Maybe someone else has already brought this one to your attention, but it's not on the site so I thought I'd be sure.

Received a forward today. Story goes that someone named Jonah Peretti submitted a personalized sneaker request to Nike asking for "Sweatshop." Nike refused to process the order. The forward is comprised of email correspondence between Peretti and customer service about why. I was cautious about the story, not least because there's no date.

Dear Reader:

This infamous email (archived here) has circulated far and wide since January 2001, when Mr. Peretti, a graduate student at MIT, decided to share the vitriolic exchange with the online world.

What everyone wants to know, of course, is whether or not it's real. It is. Both Peretti and Nike have confirmed that the correspondence actually took place.

If it reads like folklore, that's because at first glance it seems too good to be true. "It's about freedom to choose," Nike says in promotional literature for its design-your-own products offer. In the email, Peretti archly goads Nike into eating its own words by refusing to accept a request "that we consider inappropriate or simply do not want to place on our products." They walked into an ambush.

Peretti knew exactly what he was doing. As one reader puzzled, "If the guy really cared about child labor, he probably wouldn't buy the sneakers in the first place!" Well, of course not. Peretti had no intention of purchasing the product. He was out to make a point.

Presumably, Mr. Peretti was also aware when he capped the correspondence with, "Could you please send me a color snapshot of the ten-year-old Vietnamese girl who makes my shoes?" he was misrepresenting the facts. The minimum age of workers in Nike's shoe factories is 18.

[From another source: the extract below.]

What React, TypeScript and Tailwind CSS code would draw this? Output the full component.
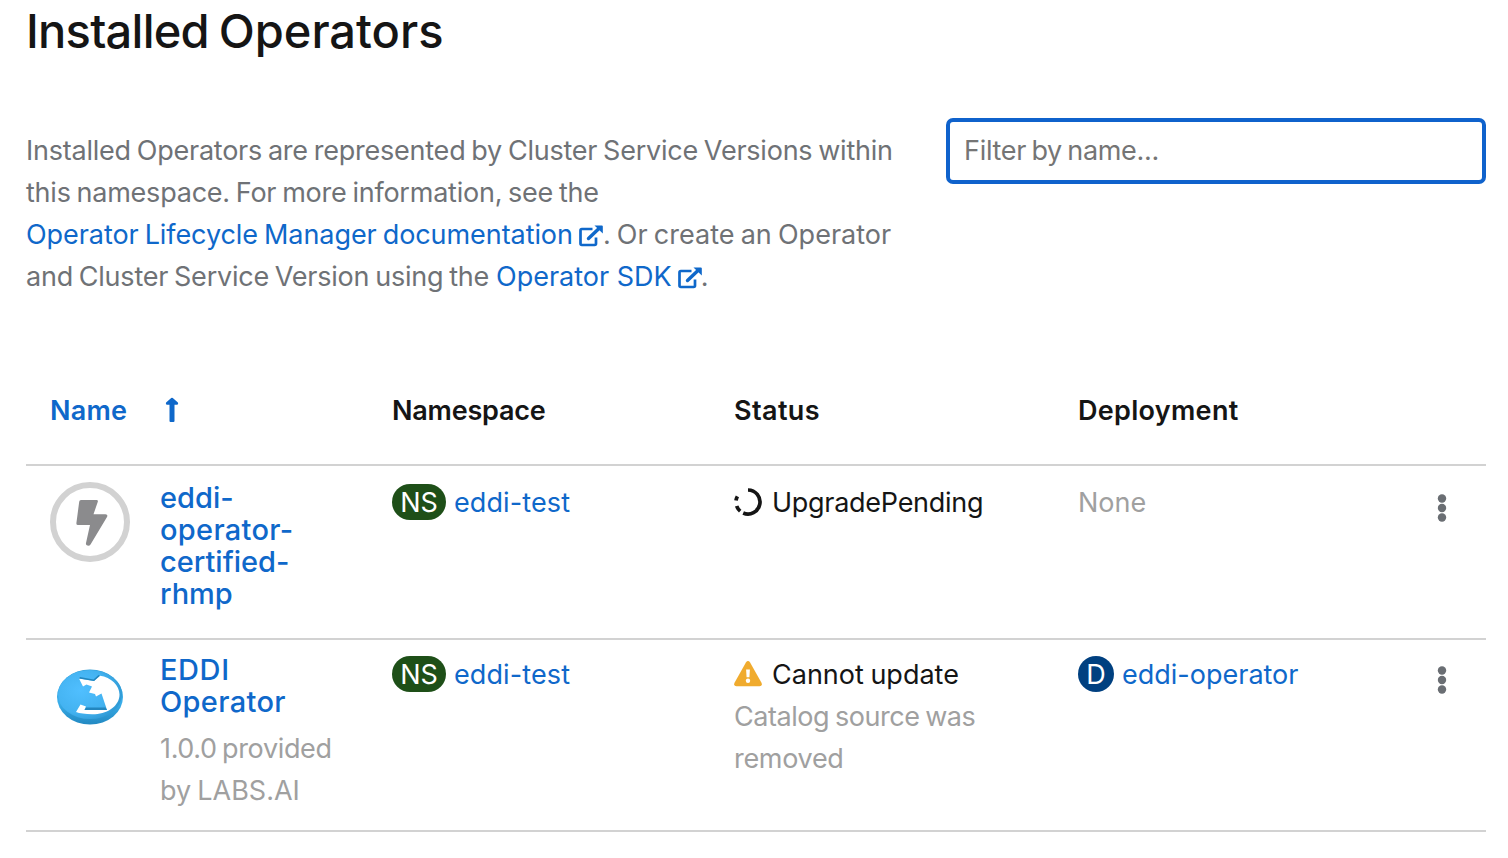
import React from "react";

const ExternalLinkIcon = () => (
  <svg viewBox="0 0 24 22" className="h-[22px] w-6 shrink-0 translate-y-px" fill="none" stroke="#0f68ca">
    <path d="M13.500 4H2.900Q1.500 4 1.500 5.400V18.600Q1.500 20 2.900 20H15.600Q17 20 17 18.600V12.500" strokeWidth="2.700" />
    <path d="M9.500 13.500 20 3.500" strokeWidth="3.400" strokeLinecap="round" />
    <path d="M15.500 0.500H22.800Q23.800 0.500 23.800 1.500V8.500Z" fill="#0f68ca" stroke="none" />
  </svg>
);

const SortUpIcon = () => (
  <svg viewBox="0 0 14 26" className="h-[26px] w-[14px]" fill="#0f68ca">
    <path d="M6.200 1.100Q7 .400 7.800 1.100L12.900 5.600Q13.800 7.600 12.200 7.800H9.500V24Q9.500 25 8.500 25H5.500Q4.500 25 4.500 24V7.800H1.800Q.200 7.600 1.100 5.600Z" />
  </svg>
);

const BoltIcon = () => (
  <svg viewBox="0 0 80 80" className="h-20 w-20 shrink-0">
    <circle cx="40" cy="40" r="37" fill="#fff" stroke="#d2d2d2" strokeWidth="6" />
    <path d="M31 18H46.500Q48.300 18 47.800 19.800L43.500 32.300H55.500Q58.300 32.500 57 35L40.500 62.500Q39.500 64 37.500 63.600Q35.600 63 36 61L40 43H28Q26.200 43 26.400 41L29.200 19.800Q29.400 18 31 18Z" fill="#8b8b8d" />
  </svg>
);

const EddiLogo = () => (
  <svg viewBox="0 0 80 80" className="h-20 w-20 shrink-0">
    <defs>
      <linearGradient id="rim" x1="0" y1="0" x2="0" y2="1">
        <stop offset="0" stopColor="#2f9bd2" />
        <stop offset=".6" stopColor="#3aaeea" />
        <stop offset="1" stopColor="#2289c2" />
      </linearGradient>
      <radialGradient id="face" cx=".35" cy=".42" r=".65">
        <stop offset="0" stopColor="#50bfff" />
        <stop offset=".7" stopColor="#43b2f0" />
        <stop offset="1" stopColor="#309bd6" />
      </radialGradient>
    </defs>
    <ellipse cx="40" cy="40" rx="33" ry="27.500" fill="url(#rim)" />
    <ellipse cx="40" cy="37.500" rx="32" ry="24.500" fill="url(#face)" />
    <path d="M29 21.500 44 24 50 18.800C61 20 69.500 29 69.500 37.500C69.500 48 59 56.500 45 57.200C37 57.500 30 56.500 26 55L30.500 47.500 36 49.500 34.500 53 57 53 51.500 36.500 46 39.500 45 37 39 35.500 42 29.500 36.500 27.500 33 29.500Z" fill="#fff" />
    <path d="M34.500 53 36 50.500 55.500 50.500 57 53Z M29 21.500 30 20 43.500 22.500 48.500 18 50 18.800 44 24Z" fill="#2386be" />
  </svg>
);

const PendingIcon = () => (
  <svg viewBox="0 0 28 28" className="h-7 w-7 shrink-0 -translate-y-px" fill="none" stroke="#151515" strokeWidth="3.700">
    <path d="M14 2A12 12 0 1 1 9.200 25" />
    <path d="M6.200 23.200A12 12 0 0 1 2.700 18" />
    <path d="M2 12.600A12 12 0 0 1 3.400 8.400" />
  </svg>
);

const WarningIcon = () => (
  <svg viewBox="0 0 28 26" className="h-[26px] w-7 shrink-0 -translate-y-px">
    <path d="M11.900 1.500Q14 -1.300 16.100 1.500L27.600 22Q28.500 25 25.600 25.300H2.400Q-.500 25 .400 22Z" fill="#f0ab2e" />
    <path d="M12.100 8.500H15.900L15.400 16.300H12.600Z" fill="#fff" />
    <circle cx="14" cy="19.800" r="2.200" fill="#fff" />
  </svg>
);

const Kebab = () => (
  <svg viewBox="0 0 10 28" className="h-7 w-[10px]" fill="#6a6e73">
    <circle cx="5" cy="4.500" r="4.200" />
    <circle cx="5" cy="14" r="4.200" />
    <circle cx="5" cy="23.500" r="4.200" />
  </svg>
);

const NamespaceCell = () => (
  <div className="flex h-[42px] items-center">
    <span className="-mt-0.5 flex h-9 w-[54px] items-center justify-center rounded-full bg-[#1e4f18] pt-0.5 text-white">NS</span>
    <a className="ml-2 tracking-[0.1px] text-[#0f68ca]">eddi-test</a>
  </div>
);

export default function App() {
  return (
    <main className="h-[858px] w-[1508px] overflow-hidden whitespace-nowrap bg-white pl-[26px] pr-[22px] font-['Inter',sans-serif] text-[27px] leading-[42px] text-[#151515]">
      <h1 className="h-[118px] text-[47px] font-medium leading-[62px] [word-spacing:-2px]">
        <span className="tracking-[-0.75px]">Installed </span><span>Operators</span>
      </h1>
      <section className="flex h-[242px] justify-between">
        <div className="pt-3 text-[#6f7276]">
          <div className="tracking-[-0.23px] [word-spacing:-1.5px]">Installed Operators are represented by Cluster Service Versions within</div>
          <div className="tracking-[-0.23px] [word-spacing:-1.5px]">this namespace. For more information, see the</div>
          <div className="flex items-center">
            <a className="tracking-[-0.07px] text-[#0f68ca] [word-spacing:-1.5px]">Operator Lifecycle Manager documentation</a>
            <span className="ml-[6px] flex"><ExternalLinkIcon /></span>
            <span className="[word-spacing:-1.4px]">. Or create an Operator</span>
          </div>
          <div className="flex items-center">
            <span className="tracking-[-0.23px] [word-spacing:-1.5px]">and Cluster Service Version using the</span>
            <a className="ml-[7px] text-[#0f68ca]">Operator SDK</a>
            <span className="ml-[6px] flex"><ExternalLinkIcon /></span>
            <span className="-ml-px">.</span>
          </div>
        </div>
        <input
          className="h-[66px] w-[540px] rounded-[7px] border-4 border-[#0f62cc] px-[14px] pb-[2px] tracking-[-0.3px] outline-none [word-spacing:-2px] placeholder:text-[#757575]"
          placeholder="Filter by name..."
        />
      </section>
      <section>
        <div className="grid h-[106px] grid-cols-[342px_342px_344px_1fr] border-b-2 border-[#d2d2d2] pl-6 pt-[30px] font-semibold">
          <div className="flex h-[42px] items-center text-[#0f68ca]">
            <span className="w-[115px] tracking-[0.2px]">Name</span>
            <span className="-mt-0.5"><SortUpIcon /></span>
          </div>
          <span className="tracking-[-0.2px]">Namespace</span>
          <span className="tracking-[0.4px]">Status</span>
          <span className="tracking-[0.3px]">Deployment</span>
        </div>
        <div className="grid h-[174px] grid-cols-[342px_342px_344px_352px_1fr] border-b-2 border-[#d2d2d2] pl-6 pt-4">
          <div className="flex items-start">
            <BoltIcon />
            <a className="ml-[30px] text-[29px] font-medium leading-8 text-[#0f68ca]">
              <span className="block">eddi-</span>
              <span className="block tracking-[0.3px]">operator-</span>
              <span className="block">certified-</span>
              <span className="block">rhmp</span>
            </a>
          </div>
          <NamespaceCell />
          <div className="flex h-[42px] items-center">
            <PendingIcon />
            <span className="ml-[10px] tracking-[-0.28px]">UpgradePending</span>
          </div>
          <span className="text-[#a0a0a0]">None</span>
          <div className="pl-[7px] pt-3"><Kebab /></div>
        </div>
        <div className="grid h-[192px] grid-cols-[342px_342px_344px_352px_1fr] border-b-2 border-[#d2d2d2] pl-6 pt-[14px]">
          <div className="flex items-start">
            <div className="pt-[3px]"><EddiLogo /></div>
            <div className="ml-[30px]">
              <a className="block text-[29px] font-medium leading-8 text-[#0f68ca]">
                <span className="block tracking-[0.6px]">EDDI</span>
                <span className="block tracking-[0.35px]">Operator</span>
              </a>
              <div className="pt-[10px] text-[#a0a0a0]">
                <span className="block tracking-[-0.35px] [word-spacing:-2px]">1.0.0 provided</span>
                <span className="block [word-spacing:-1.5px]">by LABS.AI</span>
              </div>
            </div>
          </div>
          <NamespaceCell />
          <div>
            <div className="flex h-[42px] items-center">
              <WarningIcon />
              <span className="ml-[10px] [word-spacing:-1px]">Cannot update</span>
            </div>
            <div className="text-[#a0a0a0]">
              <span className="block tracking-[-0.45px] [word-spacing:-1.4px]">Catalog source was</span>
              <span className="block tracking-[-0.3px]">removed</span>
            </div>
          </div>
          <div className="flex h-[42px] items-center">
            <span className="-mt-0.5 flex h-9 w-9 items-center justify-center rounded-full bg-[#004080] pt-0.5 text-white">D</span>
            <a className="ml-2 text-[#0f68ca]">eddi-operator</a>
          </div>
          <div className="pl-[7px] pt-3"><Kebab /></div>
        </div>
      </section>
    </main>
  );
}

It's a fine bit of propaganda, loftily-intended if not entirely honest. As Peretti later explained in the Village Voice, what prompted him to confront Nike was the "terrible irony" of the personalization concept itself: "In reality, you're just sending a to-do list to some workers so that they can make your shoes for you under these truly horrible conditions."

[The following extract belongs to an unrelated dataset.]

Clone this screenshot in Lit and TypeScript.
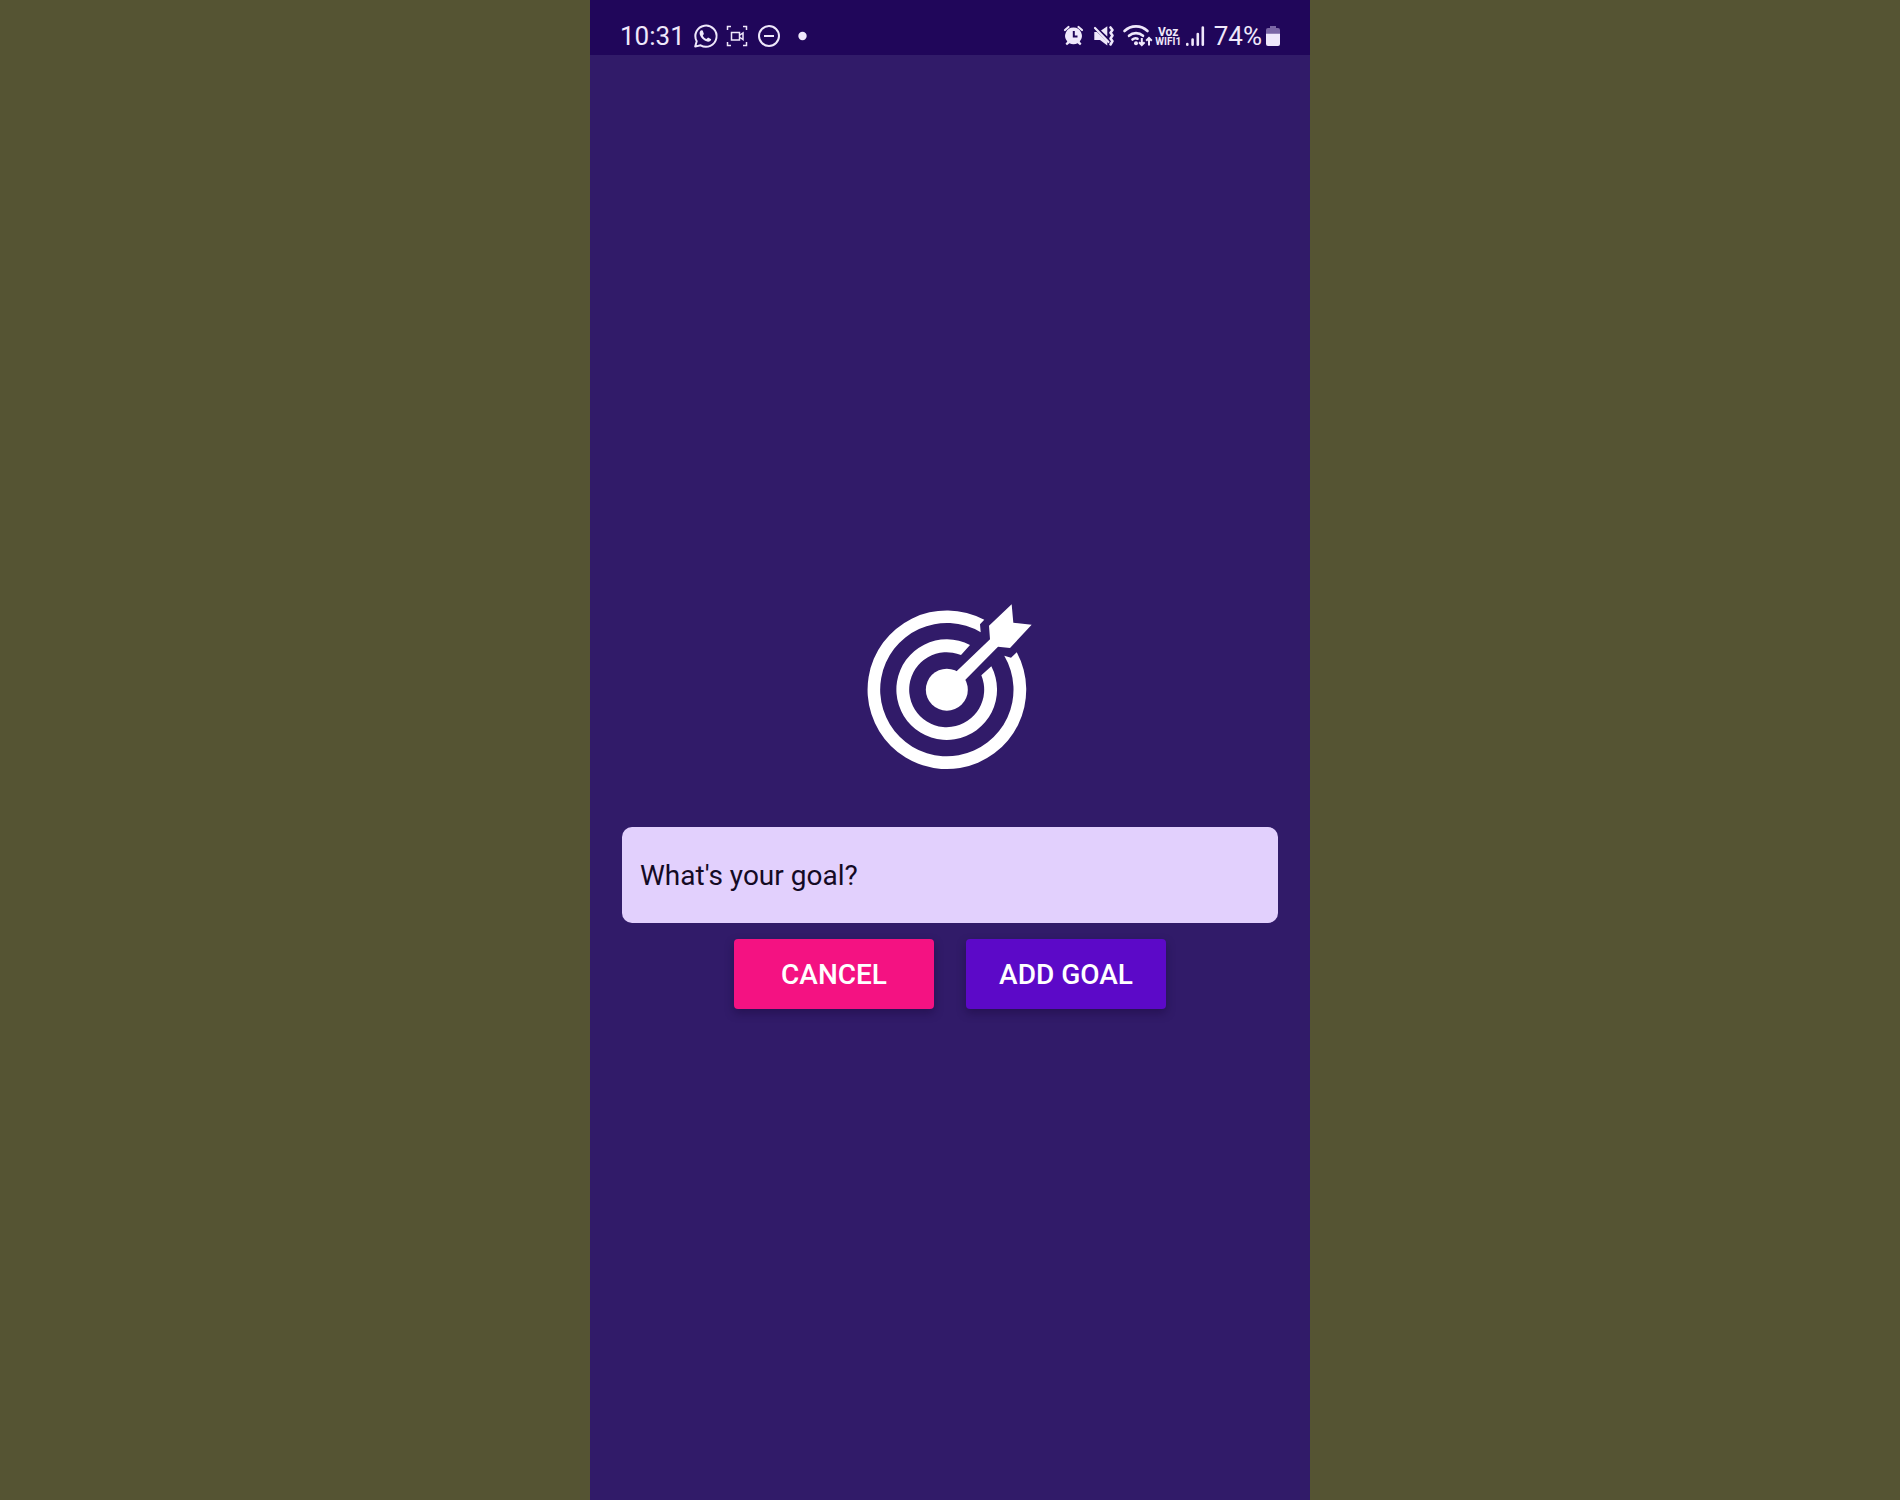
import { LitElement, html, css } from "lit";
import { customElement, state } from "lit/decorators.js";

@customElement("status-bar")
export class StatusBar extends LitElement {
  static styles = css`
    :host {
      display: block;
      background: #20065a;
      color: #efe8fb;
      font: 400 26px/36px Roboto, "Noto Sans", sans-serif;
    }
    .bar {
      display: flex;
      justify-content: space-between;
      padding: 18px 30px 1px;
    }
    .group {
      display: flex;
      align-items: center;
    }
    .left {
      gap: 8px;
    }
    .right {
      gap: 4px;
    }
    svg {
      display: block;
      overflow: visible;
      fill: currentColor;
    }
    .line {
      fill: none;
      stroke: currentColor;
    }
    .dim {
      fill: #7a66a5;
    }
    .carrier {
      display: flex;
      flex-direction: column;
      align-items: center;
      width: 27px;
      padding-top: 2px;
      font-weight: 700;
    }
    .voice {
      font-size: 12px;
      line-height: 10px;
    }
    .network {
      font-size: 10px;
      line-height: 10px;
    }
  `;

  render() {
    return html`
      <div class="bar">
        <div class="group left">
          <span>10:31</span>
          <svg width="24" height="24" viewBox="0 0 24 24" aria-hidden="true">
            <path class="line" stroke-width="2" stroke-linejoin="round" d="M2.200 22.600 3.700 17.300A10.600 10.600 0 1 1 7.600 21.300Z" />
            <path d="M8.500 6.300c-1 .3-2 1.400-1.900 3 .2 3.600 4.600 8 8.400 8.400 1.700.1 3-.9 3.200-2.400l-3.100-1.700-1.600 1.400c-1.700-.7-3-2-3.700-3.600l1.100-1.500-1.200-3.300Z" />
          </svg>
          <svg width="24" height="24" viewBox="0 0 24 24" aria-hidden="true">
            <path class="line" stroke-width="1.500" d="M2.500 6V2.500H6M18 2.500h3.500V6M21.500 18v3.500H18M6 21.500H2.500V18M6.500 8.500h8v7.500h-8zM15 11l3-2v6.500l-3-2" />
          </svg>
          <svg width="24" height="24" viewBox="0 0 24 24" aria-hidden="true">
            <circle class="line" stroke-width="2" cx="12" cy="12" r="10" />
            <path class="line" stroke-width="2" d="M7 12h10" />
          </svg>
          <svg width="24" height="24" viewBox="0 0 24 24" aria-hidden="true">
            <circle cx="13.500" cy="12" r="4.200" />
          </svg>
        </div>
        <div class="group right">
          <svg width="24" height="24" viewBox="1 0 24 24" aria-hidden="true">
            <path fill-rule="evenodd" d="M11.500 3.500a8.300 8.300 0 0 1 6.200 13.900l1.800 2.300-1.500 1.500-2.400-2a8.400 8.400 0 0 1-8.200 0l-2.400 2-1.500-1.500 1.800-2.300a8.300 8.300 0 0 1 6.200-13.900ZM10.800 7v6.500H15.500v-2h-2.700V7Z" />
            <path class="line" stroke-width="2.200" stroke-linecap="round" d="M3 6 6.500 3M20 6 16.500 3" />
          </svg>
          <svg width="24" height="24" viewBox="1 0 24 24" aria-hidden="true">
            <path d="M4.300 8H7L17.300 17.800V21.500L10 16H4.300ZM11 6.500 17.300 2.200V12.500Z" />
            <path class="line" stroke-width="2.200" stroke-linecap="round" d="M5 4 18.500 18" />
            <path class="line" stroke-width="2.600" stroke-linecap="round" stroke-linejoin="round" d="M20.500 3.500 22.500 6 20.500 8.800 22.500 11.600 20.500 14.400 22.500 17.200 20.500 20.500" />
          </svg>
          <svg width="32" height="24" viewBox="1 0 32 24" aria-hidden="true">
            <path class="line" stroke-width="2.600" stroke-linecap="round" d="M6.500 7a16.500 16.500 0 0 1 23 0M11 11.800a10.500 10.500 0 0 1 14 0M14.500 15.500a5 5 0 0 1 5-.8" />
            <circle cx="18" cy="19.200" r="2" />
            <path class="line" stroke-width="2" d="M23.800 14v7M21 18.200l2.800 2.800 2.800-2.800M31 21.500v-7.500M28.200 16.800l2.800-2.800 2.800 2.800" />
          </svg>
          <div class="carrier">
            <span class="voice">Voz</span>
            <span class="network">WIFI1</span>
          </div>
          <svg width="24" height="24" viewBox="1 0 24 24" aria-hidden="true">
            <path class="line" stroke-width="2.600" stroke-linecap="round" d="M2.300 20v.8M7.600 15.500v5.300M12.800 10v10.800M17.800 3.500v17.300" />
          </svg>
          <span>74%</span>
          <svg width="14" height="24" viewBox="0 0 14 24" aria-hidden="true">
            <path class="dim" d="M4 2h6v2h2a2 2 0 0 1 2 2v4H0V6a2 2 0 0 1 2-2h2Z" />
            <path d="M0 9.800h14V20a2 2 0 0 1-2 2H2a2 2 0 0 1-2-2Z" />
          </svg>
        </div>
      </div>
    `;
  }
}

@customElement("goal-form")
export class GoalForm extends LitElement {
  static styles = css`
    :host {
      display: block;
      font-family: Roboto, "Noto Sans", sans-serif;
    }
    .form {
      display: flex;
      flex-direction: column;
      align-items: center;
      padding: 45px 32px 0;
    }
    .target {
      display: block;
      width: 200px;
      height: 200px;
      fill: #fff;
      margin-bottom: 36px;
    }
    .goal {
      box-sizing: border-box;
      width: 100%;
      height: 96px;
      margin: 0 0 16px;
      padding: 0 18px;
      border: 0;
      border-radius: 10px;
      background: #e2d0fd;
      color: #140a24;
      font: 400 28px/36px Roboto, "Noto Sans", sans-serif;
    }
    .goal::placeholder {
      color: #140a24;
      opacity: 1;
    }
    .actions {
      display: flex;
      justify-content: center;
      gap: 32px;
    }
    .action {
      width: 200px;
      height: 70px;
      padding: 2px 0 0;
      border: 0;
      border-radius: 4px;
      color: #fff;
      font: 500 28px/36px Roboto, "Noto Sans", sans-serif;
      text-transform: uppercase;
      box-shadow: 0 4px 10px rgba(20, 5, 50, 0.4);
      cursor: pointer;
    }
    .cancel {
      background: #f41282;
    }
    .add {
      background: #5c09c8;
    }
  `;

  @state() private goal = "";

  private onInput(e: Event) {
    this.goal = (e.target as HTMLInputElement).value;
  }

  private clear() {
    this.goal = "";
  }

  private submit(e: Event) {
    e.preventDefault();
    this.dispatchEvent(new CustomEvent("goal-added", { detail: this.goal }));
    this.clear();
  }

  render() {
    return html`
      <form class="form" @submit=${this.submit}>
        <svg class="target" viewBox="0 3 600 600" aria-hidden="true">
          <path d="M402.800 89.300 390 103 392.100 126.700A200 200 0 1 0 462.800 197.400L483 203 500.300 186.500A238 238 0 1 1 402.800 89.300Z" />
          <path d="M360 165 333 195A112.500 112.500 0 1 0 394 256L424 229A151 151 0 1 1 360 165Z" />
          <circle cx="290.500" cy="299" r="63" />
          <path d="M290 272 420 148 417 107 485 43 490 98 545 104 480 174 444 170 318 298Z" />
        </svg>
        <input
          class="goal"
          type="text"
          placeholder="What's your goal?"
          aria-label="What's your goal?"
          .value=${this.goal}
          @input=${this.onInput}
        />
        <div class="actions">
          <button class="action cancel" type="button" @click=${this.clear}>Cancel</button>
          <button class="action add" type="submit">Add goal</button>
        </div>
      </form>
    `;
  }
}

@customElement("app-root")
export class AppRoot extends LitElement {
  static styles = css`
    :host {
      display: flex;
      justify-content: center;
      min-height: 100vh;
      background: #555433;
    }
    .screen {
      display: flex;
      flex-direction: column;
      width: 100%;
      max-width: 720px;
      background: #311b69;
    }
    .content {
      flex: 1;
      display: flex;
      flex-direction: column;
      justify-content: center;
    }
  `;

  render() {
    return html`
      <div class="screen">
        <status-bar></status-bar>
        <main class="content">
          <goal-form></goal-form>
        </main>
      </div>
    `;
  }
}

He overstates the case, but it's difficult to say by how much. Nike has come under intense criticism by labor and human rights activists in recent years for the ill-treatment of workers in its third-world factories, which are owned and operated by contract manufacturers. Complaints have included hazardous working conditions, inhumane hours, verbal and physical abuse, unfair hiring and firing practices and the refusal to pay workers a living wage.

Nike has lately made strides toward ameliorating known abuses, a fact which even critics acknowledge, but the company's labor practices remain the focus of international scrutiny. "Nike still has a long way to go," observes the watchdog group Global Exchange, "to meet the anti-sweatshop movement's call for companies to pay a living wage, allow independent monitoring in all factories, and ensure that workers have the right to organize into independent unions." Recent events in one of Nike's Mexico factories would seem to bear this out.

Few would claim that Nike is the worst offender among the many U.S. companies employing a global workforce. It merely has the highest profile and thus has been singled out as an example. But the greater, more "terrible" irony (as Jonah Peretti would have it) is that long before Nike was pressured into taking steps to improve the lot of its workers, the company was marketing itself as a champion of "personal freedom." With this self-made petard it has been hoisted.


  • "Making Nike Sweat." Village Voice, 14 Feb 2001.
  • "U. Kentucky Group Reports Rights Violation in Mexico." U-Wire, 16 Feb 2001.